Русский человек – «сам создатель своего характера», только не в западном смысле, то есть через столкновение, взаимодействие с другими и в соответствии с этим взаимодействием выработку «общих предрассудков», а в русском смысле, когда характер создаётся через узнавание себя в другом, угадыванием другого. В общей для всех ситуации формирования человека как выделения его из первоначального единства, европейское сознание ориентировано на выделение (предметность), восточное – на согласованность элементов в рамках целого, а русское – именно на самое единство, тождество, слияние. Реализация этой специфики становится основой дальнейшего разностороннего  развития личности в матрицах индоевропейской цивилизации.

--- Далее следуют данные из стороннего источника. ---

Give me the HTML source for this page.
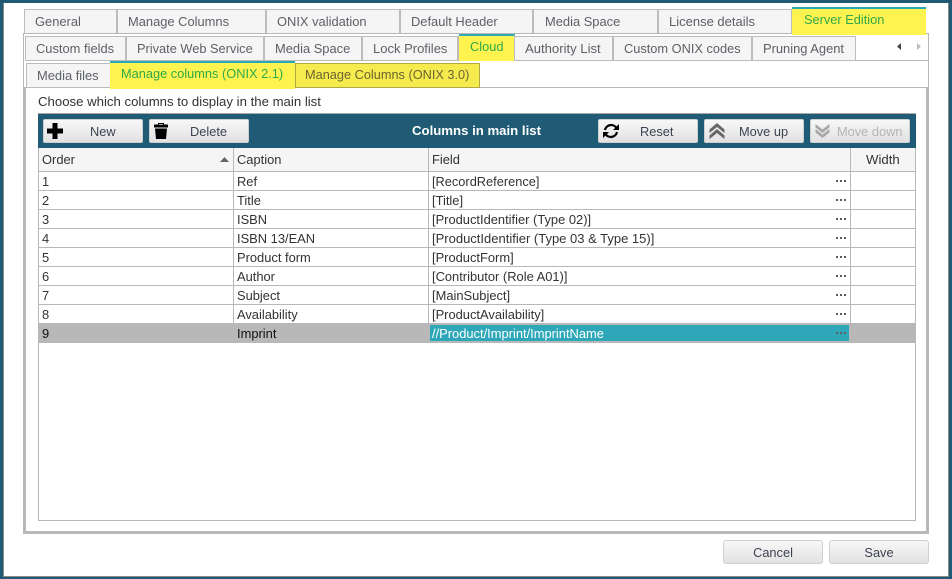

«Такое разнообразие в этих мнениях и как везде блеснул этот твердый ясный русский ум...»

 Русский человек, занимая свое «общественное» место, не отталкивается от других, как на западе, а наоборот, – становится, так сказать, «педантом» другого, обретает идентичность в узнавании, угадывании и соответствующем этому угадыванию – бытии кем-то.

Не отделив себя от другого, западный человек не знает себя. Не узнав себя в другом, русский не знает себя. Однако это не подражание, не мимикрия, а именно угадывание, узнавание, обретение себя или, что то же самое, потеря себя в другом.

«Странно: мне жаль, что никто не заметил честного лица, бывшего в моей пьесе. Да, было одно честное, благородное лицо, действовавшее в ней во все продолжение ее. Это честное, благородное лицо был – смех. Он был благороден потому, что решился выступить, несмотря на то, что доставил обидное прозванье комику – прозванье холодного эгоиста, и заставил даже усумниться в присутствии нежных движений души его. Нет, смех значительней и глубже, чем думают».

Смех для Н. В. – естественное, невольное, непосредственное выражение самой жизни и как раз этой невольностью и ценен.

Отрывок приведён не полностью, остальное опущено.